Prof. Dr. Klaus Richter 'Probing the Quantum Mechanics of Many-Body Chaos' 

The dynamics and spread of quantum information in complex many-body systems is presently attracting a lot of attention across various fields, ranging from cold atom physics via condensed quantum matter to high energy physics and quantum gravity. This includes questions of how a quantum system thermalizes and phenomena like many-body interference and localization, more generally non-classicality in many-particle quantum physics. Here concepts related to the famous spin echo that are based on rewinding time provide a useful way to monitor complex quantum dynamics and its stability. Central to these developments are so-called out-of-time-order correlators (OTOCs). They presently receive particular attention as sensitive probes for chaos and the temporal growth of complexity in interacting systems. We will address such phenomena using semiclassical path intergral techniques based on interfering Feynman paths, thereby bridging the classical and quantum many-body world.
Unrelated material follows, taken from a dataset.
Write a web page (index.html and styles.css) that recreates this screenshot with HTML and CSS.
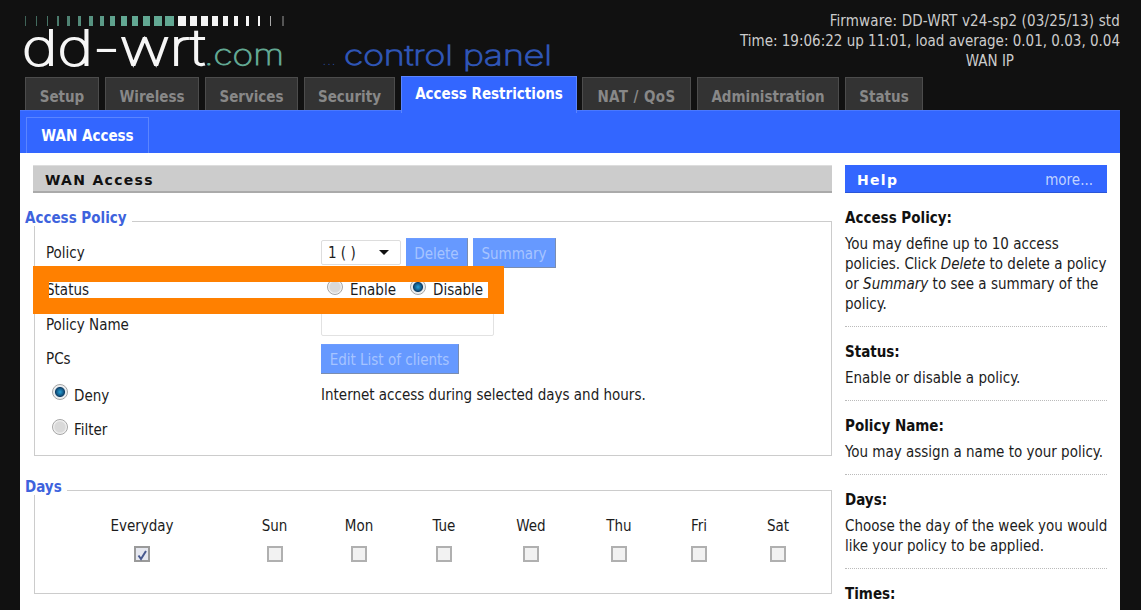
FILE: index.html
```html
<!DOCTYPE html>
<html lang="en">
<head>
<meta charset="utf-8">
<title>DD-WRT Access Restrictions</title>
<link rel="stylesheet" href="styles.css">
</head>
<body>
<div class="page">
  <header class="top">
    <svg class="logo" width="560" height="76" viewBox="0 0 560 76" aria-label="dd-wrt.com control panel">
      <defs>
        <linearGradient id="tealfade" gradientUnits="userSpaceOnUse" x1="0" y1="0" x2="100" y2="0">
          <stop offset="0" stop-color="#3d5f55"/>
          <stop offset="1" stop-color="#62a893"/>
        </linearGradient>
      </defs>
      <g class="bars-teal">
        <rect x="5" y="16" width="1" height="10"/><rect x="16" y="16" width="1" height="10"/><rect x="27" y="16" width="1" height="10"/>
        <rect x="37" y="16" width="2" height="10"/><rect x="47" y="16" width="3" height="10"/><rect x="58" y="16" width="3" height="10"/>
        <rect x="69" y="16" width="4" height="10"/><rect x="80" y="16" width="4" height="10"/><rect x="90" y="16" width="5" height="10"/>
        <rect x="101" y="16" width="6" height="10"/><rect x="112" y="16" width="6" height="10"/><rect x="123" y="16" width="7" height="10"/>
        <rect x="134" y="16" width="8" height="10"/><rect x="145" y="16" width="9" height="10"/>
      </g>
      <g class="bars-white">
        <rect x="158" y="16" width="8" height="10"/><rect x="170" y="16" width="7" height="10"/><rect x="181" y="16" width="7" height="10"/>
        <rect x="192" y="16" width="6" height="10"/><rect x="203" y="16" width="5" height="10"/><rect x="214" y="16" width="4" height="10"/>
        <rect x="226" y="16" width="3" height="10"/><rect x="238" y="16" width="2" height="10"/>
      </g>
      <rect class="bar-dim" x="250" y="16" width="1" height="10"/>
      <rect class="bar-faint" x="262" y="16" width="2" height="10"/>
      <text class="logo-main" x="2" y="65" textLength="183" lengthAdjust="spacingAndGlyphs">dd-wrt</text>
      <text class="logo-com" x="184" y="65" textLength="80" lengthAdjust="spacingAndGlyphs">.com</text>
      <text class="logo-dots" x="302" y="65" textLength="14" lengthAdjust="spacingAndGlyphs">...</text>
      <text class="logo-panel" x="324" y="65" textLength="208" lengthAdjust="spacingAndGlyphs">control panel</text>
    </svg>
    <div class="sysinfo">
      <div class="firmware">Firmware: DD-WRT v24-sp2 (03/25/13) std</div>
      <div>Time: 19:06:22 up 11:01, load average: 0.01, 0.03, 0.04</div>
      <div class="wan">WAN IP</div>
    </div>
  </header>

  <nav class="tabs">
    <a class="tab">Setup</a>
    <a class="tab">Wireless</a>
    <a class="tab">Services</a>
    <a class="tab">Security</a>
    <a class="tab tab-active">Access Restrictions</a>
    <a class="tab tab-wide">NAT / QoS</a>
    <a class="tab">Administration</a>
    <a class="tab">Status</a>
  </nav>

  <div class="subbar"><a class="subtab">WAN Access</a></div>

  <div class="content">
    <main class="main">
      <h2 class="title">WAN Access</h2>

      <section class="fs fs-policy">
        <div class="legend">Access Policy</div>
        <div class="row row-first">
          <span class="lbl lbl-plain">Policy</span>
          <span class="val">
            <span class="select">1 ( )</span>
            <button class="btn btn-delete">Delete</button>
            <button class="btn btn-summary">Summary</button>
          </span>
        </div>
        <div class="row">
          <span class="lbl">Status</span>
          <span class="val val-status">
            <span class="radio radio-status"></span><span class="opt-enable">Enable</span>
            <span class="radio radio-on radio-status"></span><span>Disable</span>
          </span>
        </div>
        <div class="row">
          <span class="lbl">Policy Name</span>
          <span class="val"><span class="textbox"></span></span>
        </div>
        <div class="row">
          <span class="lbl lbl-plain">PCs</span>
          <span class="val"><button class="btn btn-clients">Edit List of clients</button></span>
        </div>
        <div class="row">
          <span class="lbl lbl-radio"><span class="radio radio-on"></span>Deny</span>
          <span class="val val-text">Internet access during selected days and hours.</span>
        </div>
        <div class="row">
          <span class="lbl lbl-radio lbl-filter"><span class="radio"></span>Filter</span>
        </div>
      </section>

      <section class="fs fs-days">
        <div class="legend">Days</div>
        <div class="days">
          <span>Everyday</span><span>Sun</span><span>Mon</span><span>Tue</span><span>Wed</span><span>Thu</span><span>Fri</span><span>Sat</span>
          <span class="check check-on"><svg width="14" height="14" viewBox="0 0 14 14"><path d="M3.5 7.5 L6 11 L11 3" fill="none" stroke="#48598f" stroke-width="2"/></svg></span>
          <span class="check"></span><span class="check"></span><span class="check"></span><span class="check"></span><span class="check"></span><span class="check"></span><span class="check"></span>
        </div>
      </section>
    </main>

    <aside class="help">
      <div class="help-head"><span class="help-title">Help</span><span class="help-more">more...</span></div>
      <div class="help-item">
        <h3>Access Policy:</h3>
        <p>You may define up to 10 access policies. Click <em>Delete</em> to delete a policy or <em>Summary</em> to see a summary of the policy.</p>
      </div>
      <div class="help-item">
        <h3>Status:</h3>
        <p>Enable or disable a policy.</p>
      </div>
      <div class="help-item">
        <h3>Policy Name:</h3>
        <p>You may assign a name to your policy.</p>
      </div>
      <div class="help-item">
        <h3>Days:</h3>
        <p>Choose the day of the week you would like your policy to be applied.</p>
      </div>
      <div class="help-item">
        <h3>Times:</h3>
      </div>
    </aside>
  </div>

  <div class="annotation"></div>
</div>
</body>
</html>
```
FILE: styles.css
```css
* { box-sizing: border-box; }
html, body { margin: 0; height: 610px; overflow: hidden; background: #111; }
body { font-family: "DejaVu Sans Condensed", "DejaVu Sans", sans-serif; font-size: 15px; line-height: 20px; color: #1c1c1c; }
.page { position: relative; width: 1120px; padding-left: 20px; }

.top { display: flex; justify-content: space-between; height: 76px; }
.logo { display: block; }
.bars-teal { fill: url(#tealfade); }
.bars-white { fill: #f4f4f4; }
.bar-dim { fill: #aaa; }
.bar-faint { fill: #555; }
.logo-main, .logo-com, .logo-dots, .logo-panel { font-family: Inter, "DejaVu Sans", sans-serif; font-weight: 100; }
.logo-main { font-size: 48px; fill: #f6f6f6; stroke: #f6f6f6; stroke-width: 2px; }
.logo-com { font-size: 29px; fill: #62a893; stroke: #62a893; stroke-width: 1.1px; }
.logo-dots { font-size: 24px; fill: #2f55b5; }
.logo-panel { font-size: 27px; fill: #2f55b5; stroke: #2f55b5; stroke-width: 1.3px; }

.sysinfo { padding-top: 11px; text-align: right; color: #ccc; }
.firmware { letter-spacing: 0.15px; }
.wan { padding-right: 106px; }

.tabs { display: grid; grid-template-columns: 74px 94px 93px 91px 175px 109px 142px 78px; column-gap: 6px; height: 34px; padding-left: 5px; position: relative; z-index: 1; }
.tab { height: 33px; margin-top: 1px; padding-top: 9px; text-align: center; background: #333; border: 1px solid #4c4c4c; border-bottom: 0; color: #888; font-weight: 700; }
.tab-active { width: 176px; height: 37px; margin-top: 0; padding-top: 7px; background: #36f; border-color: #5b85ff; color: #fff; }
.tab-wide { letter-spacing: 0.4px; }

.subbar { height: 43px; padding: 6px 0 0 6px; background: #36f; border-top: 1px solid #4a78ff; }
.subtab { display: block; width: 123px; height: 37px; padding-top: 8px; text-align: center; border: 1px solid #5b85ff; border-bottom: 0; color: #fff; font-weight: 700; }

.content { display: flex; gap: 13px; height: 457px; padding: 12px 0 0 13px; background: #fff; }
.main { width: 799px; flex: none; }
.title { margin: 0; height: 28px; padding: 4px 0 0 12px; background: #ccc; border-bottom: 2px solid #aaa; border-top: 1px solid #ddd; color: #111; font-size: 14px; font-weight: 700; letter-spacing: 1.3px; font-family: "DejaVu Sans", sans-serif; }

.fs { margin-left: 1px; border: 1px solid #ccc; padding-left: 11px; }
.fs-policy { height: 235px; margin-top: 28px; }
.fs-days { height: 104px; margin-top: 34px; }
.legend { width: fit-content; height: 18px; margin: -14px 0 9px -21px; padding-right: 5px; background: #fff; color: #3e63dd; font-weight: 700; }

.row { display: flex; align-items: center; height: 35px; }
.row-first { height: 36px; }
.lbl { width: 275px; flex: none; padding-top: 2px; }
.lbl-plain { padding-top: 0; }
.lbl-radio { display: flex; align-items: center; padding: 4px 0 0 6px; }
.lbl-filter { padding-top: 2px; }
.lbl-radio .radio { margin-right: 6px; position: relative; top: -4px; }
.lbl-filter .radio { top: -3px; }
.val { display: flex; align-items: center; }
.val-text { padding-top: 2px; }
.val-status { padding: 2px 0 0 6px; }
.opt-enable { margin: 0 14px 0 7px; }
.val-status .radio-on { margin-right: 7px; }
.radio-status { position: relative; top: -3px; }

.radio { display: inline-block; flex: none; width: 16px; height: 16px; border-radius: 50%; border: 1px solid #a5a5a5; background: radial-gradient(circle at 50% 50%, #d9d9d9 0 50%, #f5f5f5 68%, #e6e6e6 100%); }
.radio-on { background: radial-gradient(circle at 50% 50%, #2ba3d8 0, #14608f 32%, #123f66 46%, #e8ecef 56%, #f4f4f4 80%, #d0d0d0 100%); }

.select { position: relative; display: block; width: 80px; height: 25px; margin-top: -1px; padding: 2px 0 0 6px; border: 1px solid #ddd; border-radius: 2px; background: #fff; color: #1c1c1c; }
.select::after { content: ""; position: absolute; right: 11px; top: 9px; border: 5px solid transparent; border-top: 5px solid #111; border-bottom: 0; }

.btn { display: block; height: 30px; padding: 2px 0 0; background: #69f; border: 0; border-top: 1px solid #6d9cff; border-right: 1px solid #7a8db0; border-bottom: 1px solid #7a8db0; color: #a6c4ff; font: inherit; }
.btn-delete { width: 62px; margin-left: 5px; }
.btn-summary { width: 83px; margin-left: 5px; }
.btn-clients { width: 138px; }

.textbox { display: block; width: 173px; height: 24px; border: 1px solid #e2e2e2; border-radius: 2px; background: #fff; }

.days { display: grid; grid-template-columns: 214px 51px 118px 52px 122px 54px 106px 52px; grid-template-rows: 20px 16px; row-gap: 10px; margin: 21px 0 0 -11px; justify-items: center; align-items: center; }
.check { display: block; width: 16px; height: 16px; border: 2px solid #b0b0b0; background: #f2f2f2; }
.check-on { border-color: #9a9a9a; background: #e6e8f0; }
.check svg { display: block; margin: 0; }
.check-on svg { margin: 0 0 0 -1px; }

.help { width: 262px; flex: none; }
.help-head { display: flex; justify-content: space-between; align-items: center; height: 28px; padding: 3px 14px 0 12px; background: #36f; border-bottom: 1px solid #2a55d8; color: #fff; }
.help-title { font-family: "DejaVu Sans", sans-serif; font-size: 14px; font-weight: 700; letter-spacing: 1.3px; }
.help-more { color: #c0d2ff; }
.help-item { padding: 15px 0 12px; border-bottom: 1px dotted #bbb; }
.help h3 { margin: 0; font-size: 15px; font-weight: 700; color: #111; }
.help p { margin: 6px -6px 0 0; color: #1c1c1c; }

.annotation { position: absolute; left: 33px; top: 266px; width: 471px; height: 48px; border: 16px solid #ff8000; }
```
This enables us to compute echoes and OTOCs and interprete the results in terms of multi-particle interference, thereby including entanglement and correlation effects. Moreover, on the numerical side we devise a semiclassical method for Bose-Hubbard systems far-out-of equilibrium that allows us to calculate quantum interference effects on time scales far beyond the famous Ehrenfest/scrambling time.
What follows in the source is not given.